Recorded information:
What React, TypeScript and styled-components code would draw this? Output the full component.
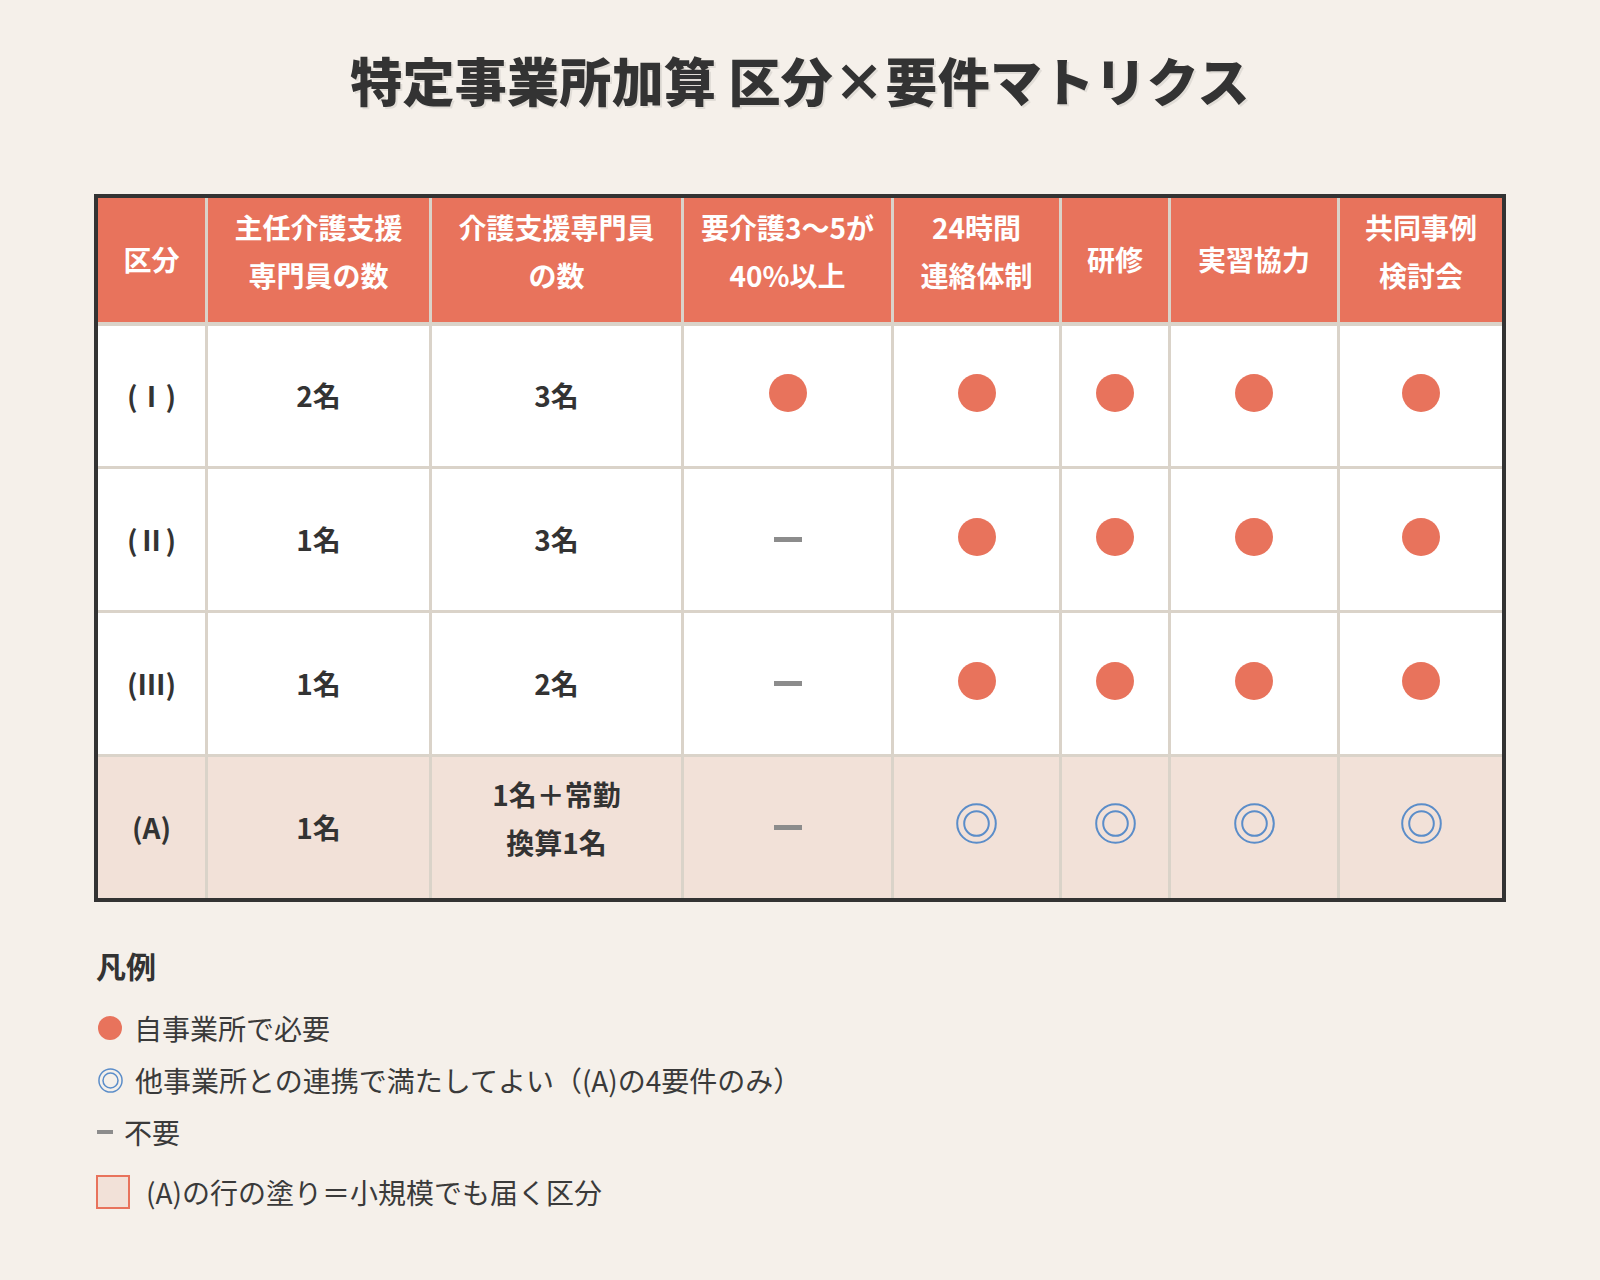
import React from "react";
import styled, { createGlobalStyle } from "styled-components";

const GlobalStyle = createGlobalStyle`
  html, body {
    margin: 0;
    padding: 0;
    background: #f5f0ea;
  }
  body {
    font-family: "Noto Sans CJK JP", "Noto Sans", sans-serif;
    color: #333333;
  }
`;

const Page = styled.div`
  width: 1412px;
  margin: 0 auto;
  padding: 44px 0 60px;
  box-sizing: content-box;
`;

const Title = styled.h1`
  margin: 0 0 78px;
  font-size: 52px;
  line-height: 72px;
  font-weight: 900;
  text-align: center;
  color: #333333;
  letter-spacing: 0.3px;
  text-shadow: 2px 2px 0 rgba(0, 0, 0, 0.08);
`;

const Matrix = styled.div`
  display: grid;
  grid-template-columns: 107px 221px 249px 207px 165px 106px 166px 162px;
  grid-template-rows: 125px 140px 141px 141px 141px;
  gap: 3px;
  background: #dad3c9;
  border: 4px solid #333333;
`;

const Row = styled.div`
  display: contents;
`;

const HeadCell = styled.div<{ $multi?: boolean }>`
  display: flex;
  align-items: center;
  justify-content: center;
  text-align: center;
  box-sizing: border-box;
  padding-bottom: ${(p) => (p.$multi ? 16 : 0)}px;
  background: #e8735c;
  border-bottom: 1px solid #dad3c9;
  color: #ffffff;
  font-size: 28px;
  font-weight: 700;
  line-height: 1.7;
`;

const Cell = styled.div<{ $shade?: boolean; $multi?: boolean }>`
  display: flex;
  align-items: center;
  justify-content: center;
  text-align: center;
  box-sizing: border-box;
  padding-bottom: ${(p) => (p.$multi ? 18 : 0)}px;
  background: ${(p) => (p.$shade ? "#f2e1d8" : "#ffffff")};
  color: #333333;
  font-size: 28px;
  font-weight: 700;
  line-height: 1.7;
`;

const Dot = styled.span<{ $size?: number }>`
  display: inline-block;
  width: ${(p) => p.$size ?? 38}px;
  height: ${(p) => p.$size ?? 38}px;
  border-radius: 50%;
  background: #e8735c;
  margin-bottom: ${(p) => (p.$size ? 0 : 6)}px;
`;

const Dash = styled.span<{ $w?: number; $h?: number }>`
  display: inline-block;
  width: ${(p) => p.$w ?? 28}px;
  height: ${(p) => p.$h ?? 5}px;
  background: #8c8c8c;
`;

const RingSvg = styled.svg<{ $lift?: number }>`
  display: block;
  margin-bottom: ${(p) => p.$lift ?? 0}px;
`;

const DoubleCircle = ({ size = 41, lift = 8 }: { size?: number; lift?: number }) => {
  const c = size / 2;
  const sw = size > 30 ? 2 : 1.5;
  return (
    <RingSvg $lift={lift} width={size} height={size} viewBox={`0 0 ${size} ${size}`}>
      <circle cx={c} cy={c} r={c - sw / 2 - 0.2} fill="none" stroke="#5b8dc9" strokeWidth={sw} />
      <circle cx={c} cy={c} r={size * 0.3} fill="none" stroke="#5b8dc9" strokeWidth={sw} />
    </RingSvg>
  );
};

const Legend = styled.section`
  margin-top: 41px;
  padding-left: 2px;
`;

const LegendTitle = styled.h2`
  margin: 0 0 14px;
  font-size: 30px;
  line-height: 45px;
  font-weight: 700;
  color: #333333;
`;

const LegendItem = styled.div<{ $gap: number; $indent?: number; $top?: number }>`
  display: flex;
  align-items: center;
  gap: ${(p) => p.$gap}px;
  height: 52px;
  padding-left: ${(p) => p.$indent ?? 0}px;
  margin-top: ${(p) => p.$top ?? 0}px;
  font-size: 28px;
  font-weight: 400;
  color: #3a3a3a;
`;

const Swatch = styled.span`
  display: inline-block;
  width: 34px;
  height: 34px;
  box-sizing: border-box;
  background: #f2e1d8;
  border: 2px solid #e8735c;
`;

type Mark = "dot" | "ring" | "dash";

const renderMark = (m: Mark) => {
  if (m === "dot") return <Dot />;
  if (m === "ring") return <DoubleCircle />;
  return <Dash />;
};

type Head = { text: React.ReactNode; multi?: boolean };

const headers: Head[] = [
  { text: "区分" },
  { text: <>主任介護支援<br />専門員の数</>, multi: true },
  { text: <>介護支援専門員<br />の数</>, multi: true },
  { text: <>要介護3〜5が<br />40%以上</>, multi: true },
  { text: <>24時間<br />連絡体制</>, multi: true },
  { text: "研修" },
  { text: "実習協力" },
  { text: <>共同事例<br />検討会</>, multi: true },
];

type RowData = {
  label: string;
  chief: React.ReactNode;
  staff: React.ReactNode;
  staffMulti?: boolean;
  marks: Mark[];
  shade?: boolean;
};

const rows: RowData[] = [
  { label: "(Ⅰ)", chief: "2名", staff: "3名", marks: ["dot", "dot", "dot", "dot", "dot"] },
  { label: "(Ⅱ)", chief: "1名", staff: "3名", marks: ["dash", "dot", "dot", "dot", "dot"] },
  { label: "(Ⅲ)", chief: "1名", staff: "2名", marks: ["dash", "dot", "dot", "dot", "dot"] },
  {
    label: "(A)",
    chief: "1名",
    staff: <>1名＋常勤<br />換算1名</>,
    staffMulti: true,
    marks: ["dash", "ring", "ring", "ring", "ring"],
    shade: true,
  },
];

export default function App() {
  return (
    <>
      <GlobalStyle />
      <Page>
        <Title>特定事業所加算 区分×要件マトリクス</Title>
        <Matrix>
          <Row>
            {headers.map((h, i) => (
              <HeadCell key={i} $multi={h.multi}>
                {h.text}
              </HeadCell>
            ))}
          </Row>
          {rows.map((r) => (
            <Row key={r.label}>
              <Cell $shade={r.shade}>{r.label}</Cell>
              <Cell $shade={r.shade}>{r.chief}</Cell>
              <Cell $shade={r.shade} $multi={r.staffMulti}>
                {r.staff}
              </Cell>
              {r.marks.map((m, i) => (
                <Cell key={i} $shade={r.shade}>
                  {renderMark(m)}
                </Cell>
              ))}
            </Row>
          ))}
        </Matrix>
        <Legend>
          <LegendTitle>凡例</LegendTitle>
          <LegendItem $gap={12} $indent={2}>
            <Dot $size={24} />
            <span>自事業所で必要</span>
          </LegendItem>
          <LegendItem $gap={12} $indent={2}>
            <DoubleCircle size={25} lift={0} />
            <span>他事業所との連携で満たしてよい（(A)の4要件のみ）</span>
          </LegendItem>
          <LegendItem $gap={11} $indent={1}>
            <Dash $w={16} $h={4} />
            <span>不要</span>
          </LegendItem>
          <LegendItem $gap={16} $top={8}>
            <Swatch />
            <span>(A)の行の塗り＝小規模でも届く区分</span>
          </LegendItem>
        </Legend>
      </Page>
    </>
  );
}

Given exercise: Reproduce the whole listing word for word, setting aside any pictures.

The solution:
What React, TypeScript and styled-components code would draw this? Output the full component.
import React from "react";
import styled, { createGlobalStyle } from "styled-components";

const GlobalStyle = createGlobalStyle`
  html, body {
    margin: 0;
    padding: 0;
    background: #f5f0ea;
  }
  body {
    font-family: "Noto Sans CJK JP", "Noto Sans", sans-serif;
    color: #333333;
  }
`;

const Page = styled.div`
  width: 1412px;
  margin: 0 auto;
  padding: 44px 0 60px;
  box-sizing: content-box;
`;

const Title = styled.h1`
  margin: 0 0 78px;
  font-size: 52px;
  line-height: 72px;
  font-weight: 900;
  text-align: center;
  color: #333333;
  letter-spacing: 0.3px;
  text-shadow: 2px 2px 0 rgba(0, 0, 0, 0.08);
`;

const Matrix = styled.div`
  display: grid;
  grid-template-columns: 107px 221px 249px 207px 165px 106px 166px 162px;
  grid-template-rows: 125px 140px 141px 141px 141px;
  gap: 3px;
  background: #dad3c9;
  border: 4px solid #333333;
`;

const Row = styled.div`
  display: contents;
`;

const HeadCell = styled.div<{ $multi?: boolean }>`
  display: flex;
  align-items: center;
  justify-content: center;
  text-align: center;
  box-sizing: border-box;
  padding-bottom: ${(p) => (p.$multi ? 16 : 0)}px;
  background: #e8735c;
  border-bottom: 1px solid #dad3c9;
  color: #ffffff;
  font-size: 28px;
  font-weight: 700;
  line-height: 1.7;
`;

const Cell = styled.div<{ $shade?: boolean; $multi?: boolean }>`
  display: flex;
  align-items: center;
  justify-content: center;
  text-align: center;
  box-sizing: border-box;
  padding-bottom: ${(p) => (p.$multi ? 18 : 0)}px;
  background: ${(p) => (p.$shade ? "#f2e1d8" : "#ffffff")};
  color: #333333;
  font-size: 28px;
  font-weight: 700;
  line-height: 1.7;
`;

const Dot = styled.span<{ $size?: number }>`
  display: inline-block;
  width: ${(p) => p.$size ?? 38}px;
  height: ${(p) => p.$size ?? 38}px;
  border-radius: 50%;
  background: #e8735c;
  margin-bottom: ${(p) => (p.$size ? 0 : 6)}px;
`;

const Dash = styled.span<{ $w?: number; $h?: number }>`
  display: inline-block;
  width: ${(p) => p.$w ?? 28}px;
  height: ${(p) => p.$h ?? 5}px;
  background: #8c8c8c;
`;

const RingSvg = styled.svg<{ $lift?: number }>`
  display: block;
  margin-bottom: ${(p) => p.$lift ?? 0}px;
`;

const DoubleCircle = ({ size = 41, lift = 8 }: { size?: number; lift?: number }) => {
  const c = size / 2;
  const sw = size > 30 ? 2 : 1.5;
  return (
    <RingSvg $lift={lift} width={size} height={size} viewBox={`0 0 ${size} ${size}`}>
      <circle cx={c} cy={c} r={c - sw / 2 - 0.2} fill="none" stroke="#5b8dc9" strokeWidth={sw} />
      <circle cx={c} cy={c} r={size * 0.3} fill="none" stroke="#5b8dc9" strokeWidth={sw} />
    </RingSvg>
  );
};

const Legend = styled.section`
  margin-top: 41px;
  padding-left: 2px;
`;

const LegendTitle = styled.h2`
  margin: 0 0 14px;
  font-size: 30px;
  line-height: 45px;
  font-weight: 700;
  color: #333333;
`;

const LegendItem = styled.div<{ $gap: number; $indent?: number; $top?: number }>`
  display: flex;
  align-items: center;
  gap: ${(p) => p.$gap}px;
  height: 52px;
  padding-left: ${(p) => p.$indent ?? 0}px;
  margin-top: ${(p) => p.$top ?? 0}px;
  font-size: 28px;
  font-weight: 400;
  color: #3a3a3a;
`;

const Swatch = styled.span`
  display: inline-block;
  width: 34px;
  height: 34px;
  box-sizing: border-box;
  background: #f2e1d8;
  border: 2px solid #e8735c;
`;

type Mark = "dot" | "ring" | "dash";

const renderMark = (m: Mark) => {
  if (m === "dot") return <Dot />;
  if (m === "ring") return <DoubleCircle />;
  return <Dash />;
};

type Head = { text: React.ReactNode; multi?: boolean };

const headers: Head[] = [
  { text: "区分" },
  { text: <>主任介護支援<br />専門員の数</>, multi: true },
  { text: <>介護支援専門員<br />の数</>, multi: true },
  { text: <>要介護3〜5が<br />40%以上</>, multi: true },
  { text: <>24時間<br />連絡体制</>, multi: true },
  { text: "研修" },
  { text: "実習協力" },
  { text: <>共同事例<br />検討会</>, multi: true },
];

type RowData = {
  label: string;
  chief: React.ReactNode;
  staff: React.ReactNode;
  staffMulti?: boolean;
  marks: Mark[];
  shade?: boolean;
};

const rows: RowData[] = [
  { label: "(Ⅰ)", chief: "2名", staff: "3名", marks: ["dot", "dot", "dot", "dot", "dot"] },
  { label: "(Ⅱ)", chief: "1名", staff: "3名", marks: ["dash", "dot", "dot", "dot", "dot"] },
  { label: "(Ⅲ)", chief: "1名", staff: "2名", marks: ["dash", "dot", "dot", "dot", "dot"] },
  {
    label: "(A)",
    chief: "1名",
    staff: <>1名＋常勤<br />換算1名</>,
    staffMulti: true,
    marks: ["dash", "ring", "ring", "ring", "ring"],
    shade: true,
  },
];

export default function App() {
  return (
    <>
      <GlobalStyle />
      <Page>
        <Title>特定事業所加算 区分×要件マトリクス</Title>
        <Matrix>
          <Row>
            {headers.map((h, i) => (
              <HeadCell key={i} $multi={h.multi}>
                {h.text}
              </HeadCell>
            ))}
          </Row>
          {rows.map((r) => (
            <Row key={r.label}>
              <Cell $shade={r.shade}>{r.label}</Cell>
              <Cell $shade={r.shade}>{r.chief}</Cell>
              <Cell $shade={r.shade} $multi={r.staffMulti}>
                {r.staff}
              </Cell>
              {r.marks.map((m, i) => (
                <Cell key={i} $shade={r.shade}>
                  {renderMark(m)}
                </Cell>
              ))}
            </Row>
          ))}
        </Matrix>
        <Legend>
          <LegendTitle>凡例</LegendTitle>
          <LegendItem $gap={12} $indent={2}>
            <Dot $size={24} />
            <span>自事業所で必要</span>
          </LegendItem>
          <LegendItem $gap={12} $indent={2}>
            <DoubleCircle size={25} lift={0} />
            <span>他事業所との連携で満たしてよい（(A)の4要件のみ）</span>
          </LegendItem>
          <LegendItem $gap={11} $indent={1}>
            <Dash $w={16} $h={4} />
            <span>不要</span>
          </LegendItem>
          <LegendItem $gap={16} $top={8}>
            <Swatch />
            <span>(A)の行の塗り＝小規模でも届く区分</span>
          </LegendItem>
        </Legend>
      </Page>
    </>
  );
}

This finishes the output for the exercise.